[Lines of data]

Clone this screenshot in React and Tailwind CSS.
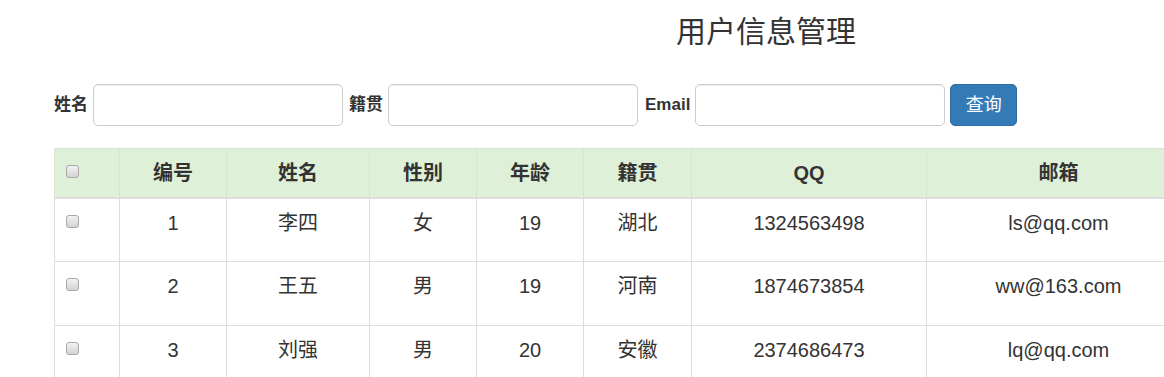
import React from "react";

const rows = [
  { id: 1, name: "李四", sex: "女", age: 19, place: "湖北", qq: "1324563498", mail: "ls@qq.com" },
  { id: 2, name: "王五", sex: "男", age: 19, place: "河南", qq: "1874673854", mail: "ww@163.com" },
  { id: 3, name: "刘强", sex: "男", age: 20, place: "安徽", qq: "2374686473", mail: "lq@qq.com" },
];

function Box() {
  return (
    <span className="inline-block w-[13px] h-[13px] rounded-[3px] border border-[#a9a9a9] bg-gradient-to-b from-[#f2f2f2] to-[#d4d4d4] align-top" />
  );
}

const FONT = { fontFamily: '"Liberation Sans", Arial, "Noto Sans CJK SC", sans-serif' };

export default function App() {
  const widths = [65, 107, 143, 107, 107, 108, 235, 264];
  return (
    <div className="w-[1164px] h-[377px] overflow-hidden bg-white text-[#333]" style={FONT}>
      <div className="w-[1532px] px-[54px]">
        <h3 className="text-center text-[30px] leading-[36px] pt-[14px] font-normal text-[#333]">用户信息管理</h3>
        <div className="flex items-center mt-[34px] h-[42px]">
          <label className="text-[17px] font-bold mr-[5px]">姓名</label>
          <input className="w-[250px] h-[42px] border border-[#ccc] rounded-[5px] shadow-[inset_0_1px_1px_rgba(0,0,0,0.075)]" />
          <label className="text-[17px] font-bold ml-[6px] mr-[5px]">籍贯</label>
          <input className="w-[250px] h-[42px] border border-[#ccc] rounded-[5px] shadow-[inset_0_1px_1px_rgba(0,0,0,0.075)]" />
          <label className="text-[17px] font-bold ml-[7px] mr-[5px]">Email</label>
          <input className="w-[250px] h-[42px] border border-[#ccc] rounded-[5px] shadow-[inset_0_1px_1px_rgba(0,0,0,0.075)]" />
          <button className="ml-[5px] w-[67px] h-[42px] rounded-[5px] bg-[#337ab7] border border-[#2e6da4] text-white text-[18px]">查询</button>
        </div>
        <table className="mt-[22px] table-fixed border-collapse text-[20px]" style={{ width: 1136 }}>
          <colgroup>
            {widths.map((w, i) => (
              <col key={i} style={{ width: w }} />
            ))}
          </colgroup>
          <thead>
            <tr className="bg-[#dff0d8] h-[49px]">
              <th className="border border-[#d6e5cf] border-b-2 border-b-[#ddd] text-left align-top pl-[11px] pt-[16px]"><Box /></th>
              {["编号", "姓名", "性别", "年龄", "籍贯", "QQ", "邮箱"].map((h) => (
                <th key={h} className="border border-[#d6e5cf] border-b-2 border-b-[#ddd] text-center font-bold align-middle">{h}</th>
              ))}
            </tr>
          </thead>
          <tbody>
            {rows.map((r) => (
              <tr key={r.id} className="h-[64px]">
                <td className="border border-[#ddd] align-top pl-[11px] pt-[16px]"><Box /></td>
                {[r.id, r.name, r.sex, r.age, r.place, r.qq, r.mail].map((v, i) => (
                  <td key={i} className="border border-[#ddd] text-center align-top pt-[10px] leading-[28px]">{v}</td>
                ))}
              </tr>
            ))}
          </tbody>
        </table>
      </div>
    </div>
  );
}
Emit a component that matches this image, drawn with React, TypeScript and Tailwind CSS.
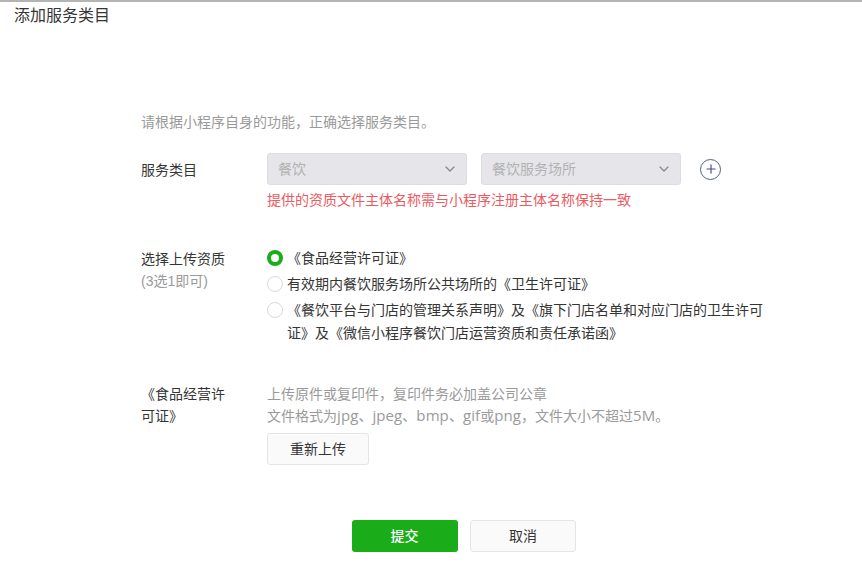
import { ChevronDown, Plus } from 'lucide-react'

const font = "font-['Liberation_Sans','Noto_Sans_CJK_SC',sans-serif]"

function DisabledSelect({ value }: { value: string }) {
  return (
    <div className="flex h-8 w-[200px] items-center justify-between rounded-[3px] border border-[#dcdce2] bg-[#e6e6ea] pl-[10px] pr-[8px] text-[14px] text-[#b2b2b2]">
      <span>{value}</span>
      <ChevronDown size={16} strokeWidth={2} className="text-[#8a8a8a]" />
    </div>
  )
}

function Radio({ checked }: { checked?: boolean }) {
  if (checked) {
    return <span className="mt-[2px] h-4 w-4 shrink-0 rounded-full border-[4px] border-[#1aad19] bg-white" />
  }
  return <span className="mt-[2px] h-4 w-4 shrink-0 rounded-full border border-[#d9d9d9] bg-white" />
}

function Latin({ children }: { children: string }) {
  return <span className="font-['Open_Sans',sans-serif] text-[15px] leading-[20px] tracking-[0.1px]">{children}</span>
}

export default function App() {
  return (
    <div className={`${font} h-[562px] w-[862px] overflow-hidden border-t-2 border-[#b4b4b4] bg-white text-[14px] text-[#353535]`}>
      <h1 className="pl-[14px] pt-[3px] text-[16px] leading-[22px]">添加服务类目</h1>

      <div className="pl-[141px] pt-[84px]">
        <p className="leading-[22px] text-[#9a9a9a]">请根据小程序自身的功能，正确选择服务类目。</p>

        <div className="mt-[20px] flex">
          <div className="w-[126px] pt-[7px] leading-[20px]">服务类目</div>
          <div>
            <div className="flex items-center gap-[14px]">
              <DisabledSelect value="餐饮" />
              <DisabledSelect value="餐饮服务场所" />
              <span className="ml-[5px] flex h-[21px] w-[21px] items-center justify-center rounded-full border border-[#4d5e8c] text-[#3f5285]">
                <Plus size={14} strokeWidth={2} />
              </span>
            </div>
            <p className="mt-[5px] leading-[20px] text-[#ec5a62]">提供的资质文件主体名称需与小程序注册主体名称保持一致</p>
          </div>
        </div>

        <div className="mt-[38px] flex">
          <div className="w-[126px] leading-[22px]">
            <div>选择上传资质</div>
            <div className="text-[#9a9a9a]">(3选1即可)</div>
          </div>
          <div className="w-[510px] leading-[22px]">
            <div className="flex h-[26px] gap-[4px]">
              <Radio checked />
              <span className="-mt-[1px]">《食品经营许可证》</span>
            </div>
            <div className="flex h-[26px] gap-[4px]">
              <Radio />
              <span className="-mt-[1px]">有效期内餐饮服务场所公共场所的《卫生许可证》</span>
            </div>
            <div className="flex gap-[4px]">
              <Radio />
              <span className="-mt-[1px] leading-[23px]">
                《餐饮平台与门店的管理关系声明》及《旗下门店名单和对应门店的卫生许可
                <br />
                证》及《微信小程序餐饮门店运营资质和责任承诺函》
              </span>
            </div>
          </div>
        </div>

        <div className="mt-[38px] flex">
          <div className="w-[126px] leading-[22px]">
            <div>《食品经营许</div>
            <div>可证》</div>
          </div>
          <div>
            <p className="leading-[22px] text-[#9a9a9a]">上传原件或复印件，复印件务必加盖公司公章</p>
            <p className="h-[22px] leading-[22px] text-[#9a9a9a]">
              文件格式为<Latin>jpg</Latin>、<Latin>jpeg</Latin>、<Latin>bmp</Latin>、<Latin>gif</Latin>或<Latin>png</Latin>，文件大小不超过<Latin>5M</Latin>。
            </p>
            <button className="mt-[6px] h-8 w-[102px] rounded-[3px] border border-[#e5e5e5] bg-[#fafafa] text-[#353535]">重新上传</button>
          </div>
        </div>
      </div>

      <div className="mt-[55px] flex justify-center gap-3 pl-[65px]">
        <button className="h-8 w-[106px] rounded-[3px] bg-[#1aad19] font-medium text-white">提交</button>
        <button className="h-8 w-[106px] rounded-[3px] border border-[#e5e5e5] bg-[#fafafa] pl-[1px] text-[#353535]">取消</button>
      </div>
    </div>
  )
}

— Problem —
Note how many lines of the material contain the string "Tailwind". Then report that number by itself.

— Full output —
2